● Exercise brief
Out of the lines below, please list those that hold the string "React".

● Dataset content
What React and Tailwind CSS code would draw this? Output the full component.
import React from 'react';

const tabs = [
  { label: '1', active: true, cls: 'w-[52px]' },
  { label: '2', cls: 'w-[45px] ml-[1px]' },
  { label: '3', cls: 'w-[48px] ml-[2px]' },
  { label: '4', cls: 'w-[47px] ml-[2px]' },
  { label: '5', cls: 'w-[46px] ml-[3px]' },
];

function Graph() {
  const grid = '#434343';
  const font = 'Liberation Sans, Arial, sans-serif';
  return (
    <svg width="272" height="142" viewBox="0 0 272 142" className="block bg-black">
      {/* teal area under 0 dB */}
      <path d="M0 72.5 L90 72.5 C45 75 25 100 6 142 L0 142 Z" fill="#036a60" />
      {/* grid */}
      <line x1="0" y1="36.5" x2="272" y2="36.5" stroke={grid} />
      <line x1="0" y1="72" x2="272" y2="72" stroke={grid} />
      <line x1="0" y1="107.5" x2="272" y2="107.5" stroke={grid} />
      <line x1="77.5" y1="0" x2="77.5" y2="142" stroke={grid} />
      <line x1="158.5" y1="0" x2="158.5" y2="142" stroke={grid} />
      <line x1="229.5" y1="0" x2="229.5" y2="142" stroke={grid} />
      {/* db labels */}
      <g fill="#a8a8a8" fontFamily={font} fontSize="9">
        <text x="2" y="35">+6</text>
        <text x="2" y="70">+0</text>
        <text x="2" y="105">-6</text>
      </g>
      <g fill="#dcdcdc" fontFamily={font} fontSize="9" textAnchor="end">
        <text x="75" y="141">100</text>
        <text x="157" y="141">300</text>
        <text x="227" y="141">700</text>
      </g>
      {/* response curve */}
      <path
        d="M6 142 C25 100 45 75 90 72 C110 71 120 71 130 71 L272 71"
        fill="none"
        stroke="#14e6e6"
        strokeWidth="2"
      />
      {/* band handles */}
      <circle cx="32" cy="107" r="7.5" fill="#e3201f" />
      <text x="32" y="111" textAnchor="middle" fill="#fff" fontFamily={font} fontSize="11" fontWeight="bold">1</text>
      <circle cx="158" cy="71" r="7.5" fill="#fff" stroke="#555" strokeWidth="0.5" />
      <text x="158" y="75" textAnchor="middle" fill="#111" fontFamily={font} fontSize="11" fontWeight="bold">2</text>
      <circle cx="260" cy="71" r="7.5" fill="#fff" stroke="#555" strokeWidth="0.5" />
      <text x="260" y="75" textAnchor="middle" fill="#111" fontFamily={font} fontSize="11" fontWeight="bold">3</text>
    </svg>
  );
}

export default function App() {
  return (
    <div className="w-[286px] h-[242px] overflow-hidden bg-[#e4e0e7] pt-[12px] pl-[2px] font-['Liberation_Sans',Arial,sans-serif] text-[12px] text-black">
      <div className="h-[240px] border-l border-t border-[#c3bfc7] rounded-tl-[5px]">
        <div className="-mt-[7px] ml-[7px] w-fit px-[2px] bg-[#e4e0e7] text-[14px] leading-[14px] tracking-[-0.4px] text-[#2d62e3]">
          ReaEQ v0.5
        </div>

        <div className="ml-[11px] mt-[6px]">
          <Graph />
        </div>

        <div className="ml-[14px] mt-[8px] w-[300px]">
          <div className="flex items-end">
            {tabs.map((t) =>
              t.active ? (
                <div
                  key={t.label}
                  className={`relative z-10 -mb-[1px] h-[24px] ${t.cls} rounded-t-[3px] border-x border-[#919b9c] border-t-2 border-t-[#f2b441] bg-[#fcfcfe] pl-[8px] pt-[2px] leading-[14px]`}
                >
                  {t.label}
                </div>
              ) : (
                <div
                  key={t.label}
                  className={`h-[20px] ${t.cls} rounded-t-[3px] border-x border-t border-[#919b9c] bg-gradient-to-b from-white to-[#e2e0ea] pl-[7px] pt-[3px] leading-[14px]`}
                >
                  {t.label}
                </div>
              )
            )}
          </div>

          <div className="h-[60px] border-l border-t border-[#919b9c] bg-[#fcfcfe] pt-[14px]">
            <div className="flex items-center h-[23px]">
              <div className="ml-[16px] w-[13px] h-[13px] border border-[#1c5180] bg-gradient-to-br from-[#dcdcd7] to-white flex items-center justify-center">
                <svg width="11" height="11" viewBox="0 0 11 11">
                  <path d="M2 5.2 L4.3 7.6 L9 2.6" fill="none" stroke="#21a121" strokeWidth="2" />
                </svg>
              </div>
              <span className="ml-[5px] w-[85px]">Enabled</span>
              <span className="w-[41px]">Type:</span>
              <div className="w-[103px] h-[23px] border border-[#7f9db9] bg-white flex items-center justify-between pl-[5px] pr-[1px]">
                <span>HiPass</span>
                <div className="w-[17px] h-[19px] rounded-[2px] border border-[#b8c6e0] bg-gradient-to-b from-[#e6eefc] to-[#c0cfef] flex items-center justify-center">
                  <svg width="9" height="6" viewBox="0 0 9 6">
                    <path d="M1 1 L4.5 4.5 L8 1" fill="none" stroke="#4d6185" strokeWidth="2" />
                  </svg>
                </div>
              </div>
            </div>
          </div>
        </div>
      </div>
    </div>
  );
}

● Problem solution
What React and Tailwind CSS code would draw this? Output the full component.
import React from 'react';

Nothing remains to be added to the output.